▶ **THE TASK**: Below are entries. Pull out all lines containing "React".

▶ **GIVEN RECORDS**:
################
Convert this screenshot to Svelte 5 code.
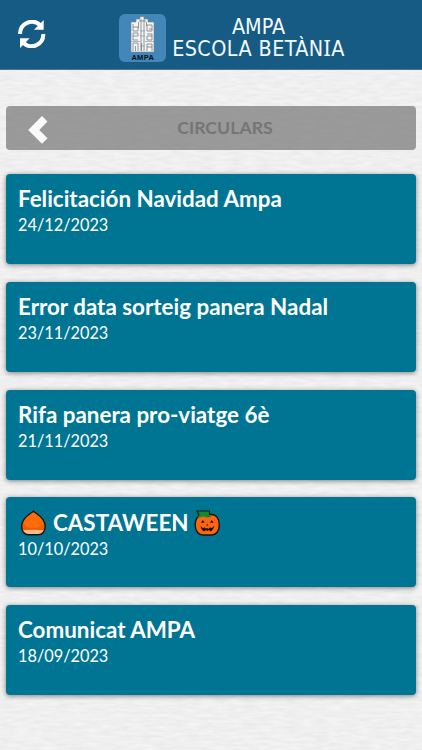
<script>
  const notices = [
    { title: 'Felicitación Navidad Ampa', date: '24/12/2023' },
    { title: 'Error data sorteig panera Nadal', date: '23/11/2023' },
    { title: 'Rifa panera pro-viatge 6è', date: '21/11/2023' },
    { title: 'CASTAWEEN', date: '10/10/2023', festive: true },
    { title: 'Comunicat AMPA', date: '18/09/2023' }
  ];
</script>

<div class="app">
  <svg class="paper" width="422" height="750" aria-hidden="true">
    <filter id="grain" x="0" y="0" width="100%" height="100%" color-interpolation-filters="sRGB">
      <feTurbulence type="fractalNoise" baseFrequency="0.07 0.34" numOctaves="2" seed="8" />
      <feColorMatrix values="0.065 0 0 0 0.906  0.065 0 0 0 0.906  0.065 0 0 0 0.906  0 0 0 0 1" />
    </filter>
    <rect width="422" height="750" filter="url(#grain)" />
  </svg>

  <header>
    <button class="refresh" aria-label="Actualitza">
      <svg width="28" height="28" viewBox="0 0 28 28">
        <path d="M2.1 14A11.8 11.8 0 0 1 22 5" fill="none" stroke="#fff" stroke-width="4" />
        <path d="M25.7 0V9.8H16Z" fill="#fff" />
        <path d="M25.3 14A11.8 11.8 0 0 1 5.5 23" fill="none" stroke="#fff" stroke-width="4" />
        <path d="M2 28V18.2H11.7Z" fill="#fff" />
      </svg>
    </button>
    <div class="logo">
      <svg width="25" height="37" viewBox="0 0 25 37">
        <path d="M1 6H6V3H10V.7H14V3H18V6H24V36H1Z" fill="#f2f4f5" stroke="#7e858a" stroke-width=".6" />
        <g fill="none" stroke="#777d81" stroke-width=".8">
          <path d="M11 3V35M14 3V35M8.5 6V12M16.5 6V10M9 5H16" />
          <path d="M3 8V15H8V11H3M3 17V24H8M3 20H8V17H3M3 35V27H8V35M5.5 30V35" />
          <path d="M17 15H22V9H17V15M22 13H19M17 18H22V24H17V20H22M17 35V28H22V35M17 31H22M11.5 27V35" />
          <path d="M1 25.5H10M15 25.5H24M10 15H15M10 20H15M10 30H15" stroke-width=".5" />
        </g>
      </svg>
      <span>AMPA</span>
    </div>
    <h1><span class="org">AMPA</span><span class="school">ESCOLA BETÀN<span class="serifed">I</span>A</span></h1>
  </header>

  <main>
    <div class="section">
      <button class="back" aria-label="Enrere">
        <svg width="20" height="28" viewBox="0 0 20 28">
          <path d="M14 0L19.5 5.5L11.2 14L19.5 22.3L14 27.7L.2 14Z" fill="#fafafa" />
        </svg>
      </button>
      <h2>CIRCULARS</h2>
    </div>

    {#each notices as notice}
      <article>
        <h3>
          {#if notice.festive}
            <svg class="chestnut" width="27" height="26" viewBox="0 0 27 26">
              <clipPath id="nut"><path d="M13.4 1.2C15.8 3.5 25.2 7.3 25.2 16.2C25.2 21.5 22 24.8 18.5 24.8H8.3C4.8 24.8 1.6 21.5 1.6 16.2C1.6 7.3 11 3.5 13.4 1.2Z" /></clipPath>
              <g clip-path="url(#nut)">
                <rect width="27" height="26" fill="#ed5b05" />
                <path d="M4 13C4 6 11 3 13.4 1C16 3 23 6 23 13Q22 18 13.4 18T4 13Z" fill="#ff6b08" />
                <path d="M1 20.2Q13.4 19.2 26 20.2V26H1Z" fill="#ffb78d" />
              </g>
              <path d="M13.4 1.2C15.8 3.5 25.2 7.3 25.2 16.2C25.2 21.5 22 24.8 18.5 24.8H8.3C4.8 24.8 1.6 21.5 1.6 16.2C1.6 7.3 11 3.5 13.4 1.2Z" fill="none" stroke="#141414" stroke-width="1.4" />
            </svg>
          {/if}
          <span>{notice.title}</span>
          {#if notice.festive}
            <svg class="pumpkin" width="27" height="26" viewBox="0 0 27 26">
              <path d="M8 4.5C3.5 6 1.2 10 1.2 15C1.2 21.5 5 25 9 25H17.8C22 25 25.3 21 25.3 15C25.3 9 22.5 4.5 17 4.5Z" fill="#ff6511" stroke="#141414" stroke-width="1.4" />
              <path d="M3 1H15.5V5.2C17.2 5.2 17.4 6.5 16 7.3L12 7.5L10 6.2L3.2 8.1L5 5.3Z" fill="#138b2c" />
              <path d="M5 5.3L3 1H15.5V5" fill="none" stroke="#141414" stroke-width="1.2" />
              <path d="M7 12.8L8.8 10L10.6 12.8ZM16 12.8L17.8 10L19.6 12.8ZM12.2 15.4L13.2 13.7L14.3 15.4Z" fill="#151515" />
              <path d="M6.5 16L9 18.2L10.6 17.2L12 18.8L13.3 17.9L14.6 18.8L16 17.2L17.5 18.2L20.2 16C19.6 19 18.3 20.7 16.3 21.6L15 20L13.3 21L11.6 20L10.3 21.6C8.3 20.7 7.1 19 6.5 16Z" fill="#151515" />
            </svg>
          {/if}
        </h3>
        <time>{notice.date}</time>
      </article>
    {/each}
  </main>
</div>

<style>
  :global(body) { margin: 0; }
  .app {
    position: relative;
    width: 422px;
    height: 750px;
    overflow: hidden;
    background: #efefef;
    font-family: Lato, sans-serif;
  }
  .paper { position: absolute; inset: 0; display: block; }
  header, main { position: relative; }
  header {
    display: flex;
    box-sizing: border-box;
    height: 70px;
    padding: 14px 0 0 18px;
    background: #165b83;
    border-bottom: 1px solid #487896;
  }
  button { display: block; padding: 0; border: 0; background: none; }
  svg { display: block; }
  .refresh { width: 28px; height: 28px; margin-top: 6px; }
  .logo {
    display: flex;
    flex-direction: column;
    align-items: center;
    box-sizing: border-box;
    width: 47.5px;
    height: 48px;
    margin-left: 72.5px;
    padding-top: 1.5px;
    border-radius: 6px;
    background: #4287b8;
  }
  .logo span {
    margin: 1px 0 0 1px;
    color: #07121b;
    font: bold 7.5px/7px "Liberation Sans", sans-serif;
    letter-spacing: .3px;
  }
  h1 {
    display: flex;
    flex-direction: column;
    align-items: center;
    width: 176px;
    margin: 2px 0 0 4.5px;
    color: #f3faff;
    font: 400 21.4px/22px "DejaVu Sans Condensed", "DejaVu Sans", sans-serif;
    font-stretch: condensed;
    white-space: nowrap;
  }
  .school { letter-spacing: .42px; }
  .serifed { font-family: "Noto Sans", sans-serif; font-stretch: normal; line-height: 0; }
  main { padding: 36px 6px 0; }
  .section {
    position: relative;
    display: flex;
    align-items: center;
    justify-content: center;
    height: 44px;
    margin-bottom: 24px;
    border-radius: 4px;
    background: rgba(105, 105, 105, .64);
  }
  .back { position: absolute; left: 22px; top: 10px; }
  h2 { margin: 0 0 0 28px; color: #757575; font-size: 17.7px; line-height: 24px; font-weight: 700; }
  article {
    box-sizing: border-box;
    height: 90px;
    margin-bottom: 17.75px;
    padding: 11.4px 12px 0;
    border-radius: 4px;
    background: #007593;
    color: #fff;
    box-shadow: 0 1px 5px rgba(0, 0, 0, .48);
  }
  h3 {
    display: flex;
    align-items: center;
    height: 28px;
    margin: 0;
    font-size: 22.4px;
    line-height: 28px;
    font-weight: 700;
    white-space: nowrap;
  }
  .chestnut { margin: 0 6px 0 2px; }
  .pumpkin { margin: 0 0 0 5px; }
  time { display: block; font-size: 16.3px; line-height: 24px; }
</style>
################
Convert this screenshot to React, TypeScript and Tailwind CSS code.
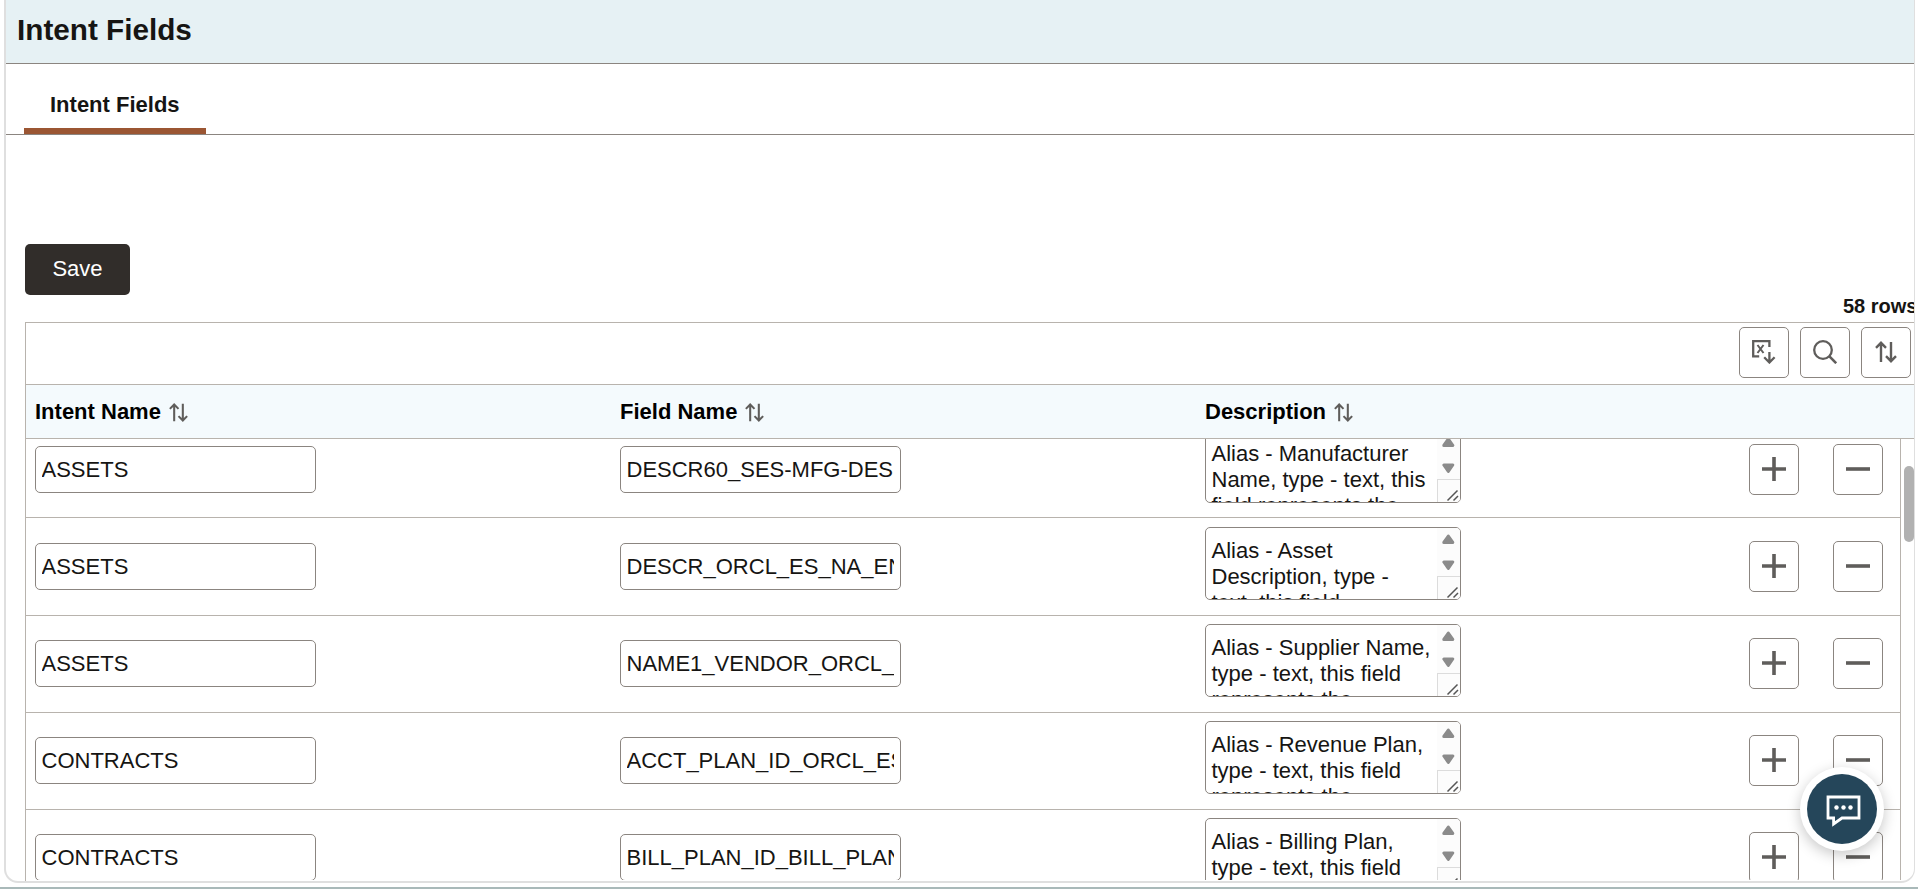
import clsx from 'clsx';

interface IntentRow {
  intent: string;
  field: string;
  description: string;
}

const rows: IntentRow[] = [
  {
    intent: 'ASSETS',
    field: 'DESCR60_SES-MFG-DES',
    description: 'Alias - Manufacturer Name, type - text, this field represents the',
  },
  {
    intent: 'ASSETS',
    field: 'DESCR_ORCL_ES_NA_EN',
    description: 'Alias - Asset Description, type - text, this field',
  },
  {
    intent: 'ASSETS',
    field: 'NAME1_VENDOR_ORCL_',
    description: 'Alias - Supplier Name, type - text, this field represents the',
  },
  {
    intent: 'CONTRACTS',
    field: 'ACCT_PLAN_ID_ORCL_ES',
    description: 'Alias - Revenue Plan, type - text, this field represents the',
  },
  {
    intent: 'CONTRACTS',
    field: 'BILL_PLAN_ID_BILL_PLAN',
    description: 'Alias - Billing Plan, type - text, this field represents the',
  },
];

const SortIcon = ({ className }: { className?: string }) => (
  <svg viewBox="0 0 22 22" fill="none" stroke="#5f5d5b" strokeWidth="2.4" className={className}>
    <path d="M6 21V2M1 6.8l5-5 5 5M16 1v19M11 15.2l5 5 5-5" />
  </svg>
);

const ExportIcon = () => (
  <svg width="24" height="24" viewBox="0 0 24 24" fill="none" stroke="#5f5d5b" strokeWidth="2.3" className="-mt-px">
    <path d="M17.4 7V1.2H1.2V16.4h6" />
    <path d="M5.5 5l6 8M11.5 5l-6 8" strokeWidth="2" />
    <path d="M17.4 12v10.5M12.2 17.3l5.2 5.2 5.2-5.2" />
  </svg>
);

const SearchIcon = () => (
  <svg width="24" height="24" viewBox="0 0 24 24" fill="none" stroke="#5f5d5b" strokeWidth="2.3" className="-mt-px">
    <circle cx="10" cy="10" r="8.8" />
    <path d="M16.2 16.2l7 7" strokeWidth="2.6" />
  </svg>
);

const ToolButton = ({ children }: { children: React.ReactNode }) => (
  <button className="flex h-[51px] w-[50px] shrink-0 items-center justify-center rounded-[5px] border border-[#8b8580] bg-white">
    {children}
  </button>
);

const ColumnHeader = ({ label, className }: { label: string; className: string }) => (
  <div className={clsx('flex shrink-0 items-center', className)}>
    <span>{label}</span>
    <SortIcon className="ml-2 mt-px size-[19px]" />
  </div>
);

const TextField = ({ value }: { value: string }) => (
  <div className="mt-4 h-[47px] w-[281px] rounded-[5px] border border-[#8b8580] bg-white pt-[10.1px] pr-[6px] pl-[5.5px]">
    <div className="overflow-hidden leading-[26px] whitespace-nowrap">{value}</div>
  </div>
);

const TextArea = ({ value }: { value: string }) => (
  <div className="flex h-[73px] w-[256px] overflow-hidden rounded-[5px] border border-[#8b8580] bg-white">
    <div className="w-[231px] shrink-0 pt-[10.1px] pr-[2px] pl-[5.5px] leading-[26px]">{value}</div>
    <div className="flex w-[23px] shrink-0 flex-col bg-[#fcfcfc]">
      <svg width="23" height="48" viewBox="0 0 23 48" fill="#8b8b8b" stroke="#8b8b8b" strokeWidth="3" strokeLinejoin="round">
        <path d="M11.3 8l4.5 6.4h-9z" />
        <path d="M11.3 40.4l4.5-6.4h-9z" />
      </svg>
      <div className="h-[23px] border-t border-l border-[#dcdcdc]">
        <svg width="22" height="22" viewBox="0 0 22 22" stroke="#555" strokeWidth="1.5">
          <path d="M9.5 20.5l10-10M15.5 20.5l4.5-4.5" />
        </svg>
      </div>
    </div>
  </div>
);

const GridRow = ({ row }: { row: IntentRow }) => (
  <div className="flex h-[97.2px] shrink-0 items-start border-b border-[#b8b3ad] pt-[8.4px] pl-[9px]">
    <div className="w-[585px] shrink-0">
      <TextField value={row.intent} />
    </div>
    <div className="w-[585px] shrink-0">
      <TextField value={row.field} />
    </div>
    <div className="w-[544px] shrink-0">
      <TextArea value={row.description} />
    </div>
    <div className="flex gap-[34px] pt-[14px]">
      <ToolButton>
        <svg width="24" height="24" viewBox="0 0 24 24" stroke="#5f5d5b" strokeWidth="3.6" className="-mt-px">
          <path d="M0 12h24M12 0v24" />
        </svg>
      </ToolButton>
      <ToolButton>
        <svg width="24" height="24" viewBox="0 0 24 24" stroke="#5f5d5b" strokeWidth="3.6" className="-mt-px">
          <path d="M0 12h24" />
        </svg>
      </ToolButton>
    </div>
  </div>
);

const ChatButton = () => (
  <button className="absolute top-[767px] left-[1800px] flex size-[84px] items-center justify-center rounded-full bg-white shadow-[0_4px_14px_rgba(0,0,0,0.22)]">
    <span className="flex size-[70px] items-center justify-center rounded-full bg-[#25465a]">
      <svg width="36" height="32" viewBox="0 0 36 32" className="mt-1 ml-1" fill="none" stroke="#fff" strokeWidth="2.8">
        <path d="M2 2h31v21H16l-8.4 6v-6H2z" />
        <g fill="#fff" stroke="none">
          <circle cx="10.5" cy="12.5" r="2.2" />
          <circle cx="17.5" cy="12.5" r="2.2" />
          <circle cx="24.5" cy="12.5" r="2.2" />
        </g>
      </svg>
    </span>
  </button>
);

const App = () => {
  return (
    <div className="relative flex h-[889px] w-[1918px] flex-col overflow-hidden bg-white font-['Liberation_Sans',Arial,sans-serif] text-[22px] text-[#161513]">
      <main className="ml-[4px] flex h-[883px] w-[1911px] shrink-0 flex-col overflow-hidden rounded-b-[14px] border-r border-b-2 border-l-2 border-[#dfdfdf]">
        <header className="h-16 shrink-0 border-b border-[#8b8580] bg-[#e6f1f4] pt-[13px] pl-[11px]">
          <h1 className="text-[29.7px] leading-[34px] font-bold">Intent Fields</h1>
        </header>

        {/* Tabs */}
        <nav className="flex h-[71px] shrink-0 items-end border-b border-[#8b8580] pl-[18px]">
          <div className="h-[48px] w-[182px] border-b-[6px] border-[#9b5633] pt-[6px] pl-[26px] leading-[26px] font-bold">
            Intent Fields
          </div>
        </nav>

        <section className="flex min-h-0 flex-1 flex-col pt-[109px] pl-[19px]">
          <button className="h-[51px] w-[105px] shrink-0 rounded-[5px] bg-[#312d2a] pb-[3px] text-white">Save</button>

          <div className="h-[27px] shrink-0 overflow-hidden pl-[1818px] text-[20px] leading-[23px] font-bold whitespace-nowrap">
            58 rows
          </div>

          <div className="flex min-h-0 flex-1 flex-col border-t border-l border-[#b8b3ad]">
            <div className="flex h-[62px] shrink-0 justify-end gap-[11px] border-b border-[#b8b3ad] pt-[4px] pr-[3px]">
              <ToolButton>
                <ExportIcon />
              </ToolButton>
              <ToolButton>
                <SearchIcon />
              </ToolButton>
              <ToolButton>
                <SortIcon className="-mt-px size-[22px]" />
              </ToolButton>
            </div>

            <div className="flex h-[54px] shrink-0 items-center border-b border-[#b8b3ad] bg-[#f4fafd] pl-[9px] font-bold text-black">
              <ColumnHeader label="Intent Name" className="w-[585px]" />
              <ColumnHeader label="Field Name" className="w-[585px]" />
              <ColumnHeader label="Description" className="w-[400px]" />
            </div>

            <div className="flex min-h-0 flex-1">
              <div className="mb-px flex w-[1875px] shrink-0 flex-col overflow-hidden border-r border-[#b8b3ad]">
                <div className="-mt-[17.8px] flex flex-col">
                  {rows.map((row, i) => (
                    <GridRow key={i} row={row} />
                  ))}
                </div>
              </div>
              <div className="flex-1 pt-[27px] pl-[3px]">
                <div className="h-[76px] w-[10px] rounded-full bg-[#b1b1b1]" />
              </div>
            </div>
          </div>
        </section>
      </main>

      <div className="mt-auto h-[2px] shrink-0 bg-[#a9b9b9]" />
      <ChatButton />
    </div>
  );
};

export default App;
################
▶ **THE OUTPUT**:
Convert this screenshot to React, TypeScript and Tailwind CSS code.
const ToolButton = ({ children }: { children: React.ReactNode }) => (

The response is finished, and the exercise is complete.